At a final celebratory dinner for the shelter, Buck informs the boys that Krispan is punished through the proper legal channels, and Beth and Jim will be running the shelter until he is able to come back. He tells them he's leaving because he committed a crime, and came out of hiding because he cared about the boys and doesn't want them to turn out like him. As the boys, Jim and Beth sing "Aud Lang Syne" in farewell, Buck walks out to meet a waiting policeman, who is taking him to prison for violation of parole.

==Cast==

===The Dead End Kids===
- Billy Halop as Tony Marco
- Bobby Jordan as Joey Richards
- Leo Gorcey as Gyp Haller
- Gabriel Dell as Ace
- Huntz Hall as Bingo
- Bernard Punsly as Patrick Henry "Ouch" Rosenbloom

===Additional players and supporting cast===

- Ronald Reagan as Jim Donahue
- Margaret Lindsay as Beth Avery
- Stanley Fields as Buck Caesar
- Frankie Burke as Soap
- Grant Mitchell as Krispan
- Frederic Tozere as Mike Garvey
- Arthur Loft as Elmer Krispan
- Vera Lewis as Sarah Krispan
- Robert Homans as Hardy
- Charley Foy as Floogie
- Raymond Bailey as Whitey
- Robert Strange as Callahan
- Ernie Stanton as Nick
- Clem Bevans as Mr.
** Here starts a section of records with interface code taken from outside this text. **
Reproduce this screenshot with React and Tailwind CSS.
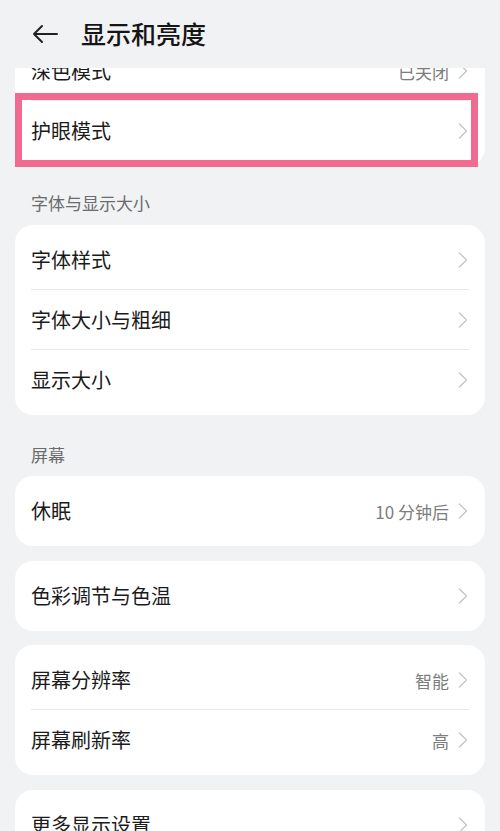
import { ChevronRight } from "lucide-react";

const font = { fontFamily: '"Noto Sans CJK SC", "Noto Sans", sans-serif' };

function Row({ label, value, divider }) {
  return (
    <div className="relative flex h-[60px] items-center pl-4 pr-[8px]">
      <span className="flex-1 text-[20px] leading-none text-[#1b1b1b]">{label}</span>
      {value && <span className="text-[17px] leading-none text-[#7d7d7d]">{value}</span>}
      <ChevronRight className="h-7 w-7 text-[#c4c4c4]" strokeWidth={1.1} />
      {divider && <div className="absolute bottom-0 left-4 right-4 h-px bg-[#e9e9e9]" />}
    </div>
  );
}

function Card({ children, className = "" }) {
  return <div className={`rounded-[18px] bg-white py-[5px] ${className}`}>{children}</div>;
}

function Label({ children }) {
  return <div className="px-4 text-[17px] leading-none text-[#6b6b6b]">{children}</div>;
}

export default function App() {
  return (
    <div className="h-[831px] w-[500px] overflow-hidden bg-[#f1f2f4]" style={font}>
      {/* HEADER */}
      <div className="flex h-[68px] items-center pl-[31px]">
        <svg width="28" height="22" viewBox="0 0 28 22" fill="none" stroke="#222" strokeWidth="2" strokeLinecap="round" strokeLinejoin="round">
          <path d="M26 11H3M11 3L3 11l8 8" />
        </svg>
        <span className="ml-[22px] text-[25px] font-medium text-[#151515]">显示和亮度</span>
      </div>

      {/* CONTENT (scrolled) */}
      <div className="h-[763px] overflow-hidden px-[15px]">
        <div className="relative mt-[-32px]">
          <Card>
            <Row label="深色模式" value="已关闭" divider />
            <Row label="护眼模式" />
          </Card>
          {/* highlight box */}
          <div className="absolute left-0 top-[57px] h-[74px] w-[463px] border-[7px] border-[#ef6b8f]" />
        </div>

        <div className="mt-[28px]">
          <Label>字体与显示大小</Label>
        </div>
        <Card className="mt-[14px]">
          <Row label="字体样式" divider />
          <Row label="字体大小与粗细" divider />
          <Row label="显示大小" />
        </Card>

        <div className="mt-[31px]">
          <Label>屏幕</Label>
        </div>
        <Card className="mt-[13px]">
          <Row label="休眠" value="10 分钟后" />
        </Card>

        <Card className="mt-[15px]">
          <Row label="色彩调节与色温" />
        </Card>

        <Card className="mt-[14px]">
          <Row label="屏幕分辨率" value="智能" divider />
          <Row label="屏幕刷新率" value="高" />
        </Card>

        <Card className="mt-[15px]">
          <Row label="更多显示设置" />
        </Card>
      </div>
    </div>
  );
}
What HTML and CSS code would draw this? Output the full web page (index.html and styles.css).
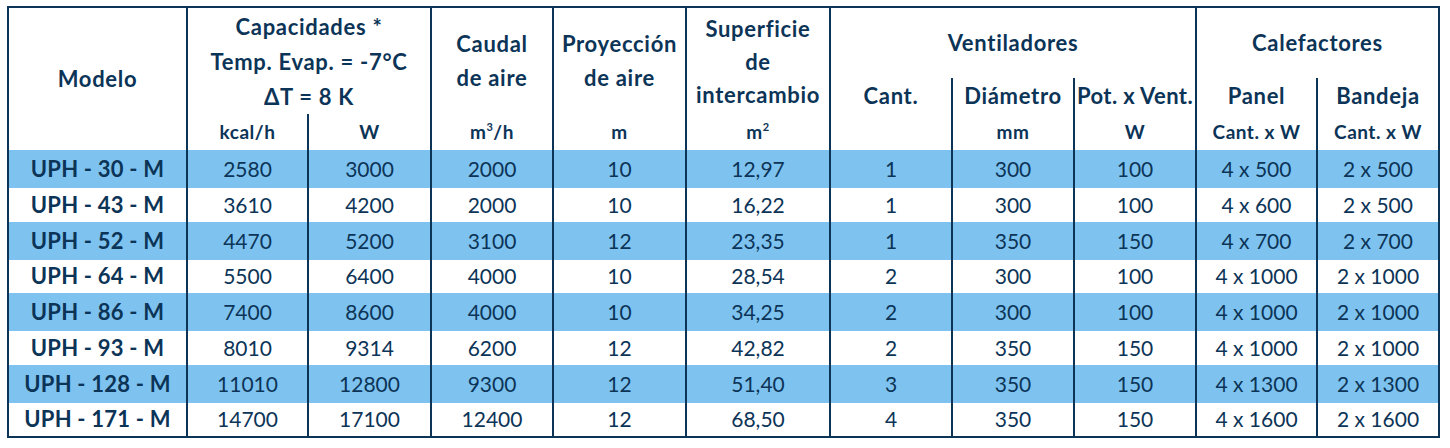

Quill
- George Irving as Judge
- Lee Phelps as Bailiff
- Jimmy O'Gatty as Mug
- Ila Rhodes as Maizie
- Don Turner as Chick
- George O'Hanlon as Usher

==Previous versions==
The film is a remake of The Mayor of Hell (1933) starring James Cagney, and another Dead End Kids film, Crime School (1938).

==Rating==
The film was given an "H" rating (now known as an "X" rating) in the United Kingdom due to its violence.

==Home media==
The film was released as a double feature DVD by Warner Archives with On Dress Parade on January 22, 2013.